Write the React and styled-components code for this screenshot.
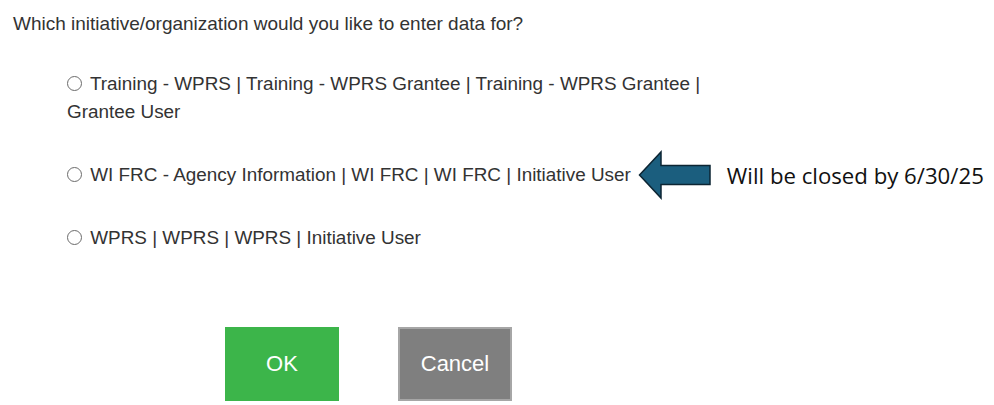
import React, { useState } from 'react';
import styled, { createGlobalStyle } from 'styled-components';

const options = [
  { id: 'training', label: 'Training - WPRS | Training - WPRS Grantee | Training - WPRS Grantee | Grantee User' },
  { id: 'wifrc', label: 'WI FRC - Agency Information | WI FRC | WI FRC | Initiative User', note: 'Will be closed by 6/30/25' },
  { id: 'wprs', label: 'WPRS | WPRS | WPRS | Initiative User' },
];

const App = () => {
  const [selected, setSelected] = useState('');

  return (
    <>
      <GlobalStyle />
      <Page>
        <Question>Which initiative/organization would you like to enter data for?</Question>
        <OptionList>
          {options.map((opt) => (
            <OptionRow key={opt.id}>
              <OptionLabel>
                <Radio
                  type="radio"
                  name="initiative"
                  checked={selected === opt.id}
                  onChange={() => setSelected(opt.id)}
                />{' '}
                {opt.label}
              </OptionLabel>
              {opt.note && (
                <Callout>
                  <svg width="74" height="50" viewBox="0 0 74 50">
                    <path
                      d="M1.5 25 L23 2 L23 15.5 L72 15.5 L72 34.5 L23 34.5 L23 48 Z"
                      fill="#1b5e7e"
                      stroke="#0c2533"
                      strokeWidth="1.5"
                      strokeLinejoin="miter"
                    />
                  </svg>
                  <Note>{opt.note}</Note>
                </Callout>
              )}
            </OptionRow>
          ))}
        </OptionList>
        <Buttons>
          <Button $variant="ok">OK</Button>
          <Button $variant="cancel">Cancel</Button>
        </Buttons>
      </Page>
    </>
  );
};

export default App;

const GlobalStyle = createGlobalStyle`
  body {
    margin: 0;
    background: #fff;
    font-family: "Liberation Sans", Arial, sans-serif;
    color: #333;
  }
`;

const Page = styled.div`
  width: 994px;
  height: 405px;
  padding: 12px 0 0 13px;
  box-sizing: border-box;
  overflow: hidden;
`;

const Question = styled.div`
  font-size: 19px;
  line-height: 24px;
  color: #333;
`;

const OptionList = styled.div`
  display: flex;
  flex-direction: column;
  gap: 24px;
  margin-top: 34px;
  padding-left: 54px;
`;

const OptionRow = styled.div`
  display: flex;
  align-items: center;
`;

const OptionLabel = styled.label`
  font-size: 18.9px;
  line-height: 28px;
  color: #333;
  max-width: 650px;
`;

const Radio = styled.input`
  appearance: none;
  box-sizing: border-box;
  width: 15px;
  height: 15px;
  margin: 0 3px 0 0;
  border: 1px solid #6b6b6b;
  border-radius: 50%;
  vertical-align: -1px;
  background: #fff;

  &:checked {
    background: radial-gradient(circle, #333 0 3px, #fff 3.5px);
  }
`;

const Callout = styled.div`
  display: flex;
  align-items: center;
  margin-left: 7px;
`;

const Note = styled.span`
  margin-left: 15px;
  font-family: "Open Sans", sans-serif;
  font-size: 22.2px;
  color: #111;
`;

const Buttons = styled.div`
  display: flex;
  gap: 59px;
  margin-top: 75px;
  padding-left: 212px;
`;

const Button = styled.button`
  width: 114px;
  height: 74px;
  font-family: "Liberation Sans", Arial, sans-serif;
  font-size: 22px;
  color: #fff;
  border: ${(p) => (p.$variant === 'ok' ? 'none' : '2px solid #a6a6a6')};
  background: ${(p) => (p.$variant === 'ok' ? '#3cb54a' : '#7f7f7f')};
  cursor: pointer;
`;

**GIVEN TASK:** Restate exactly, please, only the lines between the start of the data and the line containing "const [selected, setSelected]", both ends included, skipping the pictures.

**SOLVED PROBLEM:**
Write the React and styled-components code for this screenshot.
import React, { useState } from 'react';
import styled, { createGlobalStyle } from 'styled-components';

const options = [
  { id: 'training', label: 'Training - WPRS | Training - WPRS Grantee | Training - WPRS Grantee | Grantee User' },
  { id: 'wifrc', label: 'WI FRC - Agency Information | WI FRC | WI FRC | Initiative User', note: 'Will be closed by 6/30/25' },
  { id: 'wprs', label: 'WPRS | WPRS | WPRS | Initiative User' },
];

const App = () => {
  const [selected, setSelected] = useState('');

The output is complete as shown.